ACLED (Armed Conflict Location and Event Dataset) is the most comprehensive public collection of political violence data for developing states. These data contain information on the specific dates and locations of political violence, the types of event, the groups involved, fatalities and changes in territorial control. Information is recorded on the battles, killings, riots, and recruitment activities of rebels, governments, militias, armed groups, protesters and civilians. Event data are derived from a variety of sources, mainly concentrating on reports from war zones, humanitarian agencies, and research publications.
As of early 2013, ACLED has recorded over 75,000 individual events. In the Africa set, 65,000 events from 1997-2012 have the following breakdown: 40% % are battles between governments, rebels, and militias; 34% are events in which civilians are directly targeted and harmed; 18% are riots and protests; and 7.5% is non-violent activity including rebel recruitment, arrests or base establishment. The coverage area extends throughout Africa, several Asian states, and Haiti.

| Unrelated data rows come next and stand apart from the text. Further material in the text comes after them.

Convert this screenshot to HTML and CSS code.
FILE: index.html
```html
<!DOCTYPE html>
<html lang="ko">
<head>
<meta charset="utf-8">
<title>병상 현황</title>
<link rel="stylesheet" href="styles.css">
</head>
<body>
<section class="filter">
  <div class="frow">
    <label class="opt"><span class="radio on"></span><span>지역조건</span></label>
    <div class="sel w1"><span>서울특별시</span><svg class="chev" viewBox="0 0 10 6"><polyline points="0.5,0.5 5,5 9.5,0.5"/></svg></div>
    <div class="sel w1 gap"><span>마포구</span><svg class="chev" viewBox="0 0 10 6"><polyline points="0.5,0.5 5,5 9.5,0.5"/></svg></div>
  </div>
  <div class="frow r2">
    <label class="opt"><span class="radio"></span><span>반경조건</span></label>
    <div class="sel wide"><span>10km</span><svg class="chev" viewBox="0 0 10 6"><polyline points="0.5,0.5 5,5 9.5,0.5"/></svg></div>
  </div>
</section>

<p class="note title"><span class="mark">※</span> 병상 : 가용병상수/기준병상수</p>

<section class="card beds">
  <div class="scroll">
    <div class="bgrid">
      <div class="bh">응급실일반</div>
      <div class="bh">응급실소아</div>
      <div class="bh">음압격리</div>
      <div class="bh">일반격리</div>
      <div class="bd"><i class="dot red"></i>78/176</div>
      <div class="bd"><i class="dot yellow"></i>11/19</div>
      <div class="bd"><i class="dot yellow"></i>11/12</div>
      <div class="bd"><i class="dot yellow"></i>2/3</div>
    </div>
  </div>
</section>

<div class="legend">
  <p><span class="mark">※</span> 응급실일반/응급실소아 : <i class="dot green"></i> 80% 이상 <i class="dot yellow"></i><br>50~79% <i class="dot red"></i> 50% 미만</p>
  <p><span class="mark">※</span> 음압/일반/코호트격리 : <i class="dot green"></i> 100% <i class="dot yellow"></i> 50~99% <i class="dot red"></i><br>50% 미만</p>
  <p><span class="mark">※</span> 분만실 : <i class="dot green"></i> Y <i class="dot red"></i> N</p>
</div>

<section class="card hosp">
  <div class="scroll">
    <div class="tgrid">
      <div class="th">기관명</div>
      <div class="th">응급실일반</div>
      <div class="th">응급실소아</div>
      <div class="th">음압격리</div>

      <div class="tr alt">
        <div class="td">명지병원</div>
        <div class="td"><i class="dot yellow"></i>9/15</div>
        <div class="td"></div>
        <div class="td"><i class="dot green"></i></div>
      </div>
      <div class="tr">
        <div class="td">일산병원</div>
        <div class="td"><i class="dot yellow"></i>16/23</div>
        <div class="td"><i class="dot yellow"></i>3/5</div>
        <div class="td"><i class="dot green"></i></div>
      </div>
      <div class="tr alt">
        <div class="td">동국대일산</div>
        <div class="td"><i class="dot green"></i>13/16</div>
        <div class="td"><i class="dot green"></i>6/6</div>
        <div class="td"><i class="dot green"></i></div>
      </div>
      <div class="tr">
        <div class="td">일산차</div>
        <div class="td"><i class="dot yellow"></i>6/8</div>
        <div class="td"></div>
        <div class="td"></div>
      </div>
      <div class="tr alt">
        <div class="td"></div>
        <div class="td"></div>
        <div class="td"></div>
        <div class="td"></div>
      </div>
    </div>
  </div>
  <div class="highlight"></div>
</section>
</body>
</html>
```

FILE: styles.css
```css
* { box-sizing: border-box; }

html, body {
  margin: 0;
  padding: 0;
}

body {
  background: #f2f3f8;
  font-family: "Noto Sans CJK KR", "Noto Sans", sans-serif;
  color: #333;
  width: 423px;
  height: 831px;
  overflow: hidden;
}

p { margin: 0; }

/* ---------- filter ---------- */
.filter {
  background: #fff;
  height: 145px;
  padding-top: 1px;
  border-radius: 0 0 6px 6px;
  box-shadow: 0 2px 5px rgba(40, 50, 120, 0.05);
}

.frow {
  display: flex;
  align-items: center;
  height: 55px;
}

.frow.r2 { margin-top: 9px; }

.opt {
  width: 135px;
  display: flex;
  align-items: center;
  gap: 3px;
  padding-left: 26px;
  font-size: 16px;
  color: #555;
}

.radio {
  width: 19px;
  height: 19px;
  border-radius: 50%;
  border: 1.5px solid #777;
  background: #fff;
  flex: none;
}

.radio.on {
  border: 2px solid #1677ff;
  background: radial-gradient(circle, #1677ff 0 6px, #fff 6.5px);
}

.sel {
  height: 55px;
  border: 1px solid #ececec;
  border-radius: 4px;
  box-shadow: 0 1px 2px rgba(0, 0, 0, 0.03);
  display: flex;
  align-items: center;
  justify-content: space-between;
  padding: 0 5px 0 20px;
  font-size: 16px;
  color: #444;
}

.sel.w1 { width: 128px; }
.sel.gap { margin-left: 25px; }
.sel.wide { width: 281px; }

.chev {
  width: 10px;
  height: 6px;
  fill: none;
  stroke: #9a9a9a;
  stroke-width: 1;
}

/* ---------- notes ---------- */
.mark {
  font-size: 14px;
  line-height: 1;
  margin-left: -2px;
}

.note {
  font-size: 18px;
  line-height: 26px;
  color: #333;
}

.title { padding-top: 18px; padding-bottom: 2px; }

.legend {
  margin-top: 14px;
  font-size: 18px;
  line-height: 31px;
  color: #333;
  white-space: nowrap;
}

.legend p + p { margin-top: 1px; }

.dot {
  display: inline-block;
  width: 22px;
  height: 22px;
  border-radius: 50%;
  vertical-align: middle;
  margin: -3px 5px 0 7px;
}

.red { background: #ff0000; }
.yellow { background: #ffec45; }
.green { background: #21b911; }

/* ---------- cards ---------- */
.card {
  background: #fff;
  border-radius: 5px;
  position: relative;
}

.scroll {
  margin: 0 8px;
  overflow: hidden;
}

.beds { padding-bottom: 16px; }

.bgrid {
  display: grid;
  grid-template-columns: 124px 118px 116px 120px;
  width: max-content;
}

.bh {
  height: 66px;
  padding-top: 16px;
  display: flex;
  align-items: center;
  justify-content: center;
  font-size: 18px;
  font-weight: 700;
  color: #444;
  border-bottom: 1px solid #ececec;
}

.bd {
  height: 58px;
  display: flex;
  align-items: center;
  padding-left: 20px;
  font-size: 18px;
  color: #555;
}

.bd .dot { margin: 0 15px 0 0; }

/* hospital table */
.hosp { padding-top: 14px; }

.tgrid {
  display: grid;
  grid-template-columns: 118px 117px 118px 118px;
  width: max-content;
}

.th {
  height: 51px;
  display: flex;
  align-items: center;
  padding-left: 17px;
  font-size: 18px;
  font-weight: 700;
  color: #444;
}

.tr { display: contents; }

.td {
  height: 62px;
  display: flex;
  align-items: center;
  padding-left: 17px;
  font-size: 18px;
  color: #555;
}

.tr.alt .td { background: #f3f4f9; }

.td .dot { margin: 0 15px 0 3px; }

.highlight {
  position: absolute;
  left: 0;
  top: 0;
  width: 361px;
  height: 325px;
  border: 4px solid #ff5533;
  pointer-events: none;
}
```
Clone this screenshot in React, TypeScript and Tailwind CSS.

Despite the waning of civil wars across the developing world, ACLED shows that political violence rates have remained stable in the past seventeen years. An increase in political violence across Africa from 2007 has offset a sharp decrease from 2002 to 2006. From 1997-2012, riots, protests and violence against civilians have increased, while the frequency of violent battles has decreased.
ACLED collects real-time data for select high-risk states in Africa. Real-time data is available at the Climate Change and African Political Stability Project (CCAPS) website.
ACLED also produces a monthly conflict report which reviews and analyses new events and patterns from real-time data.
All ACLED data can be downloaded on this site by country in excel and GIS formats. While the information is designed for disaggregated conflict analysis and crisis mapping, these data can be used in any GIS, any mapping program, or statistical package.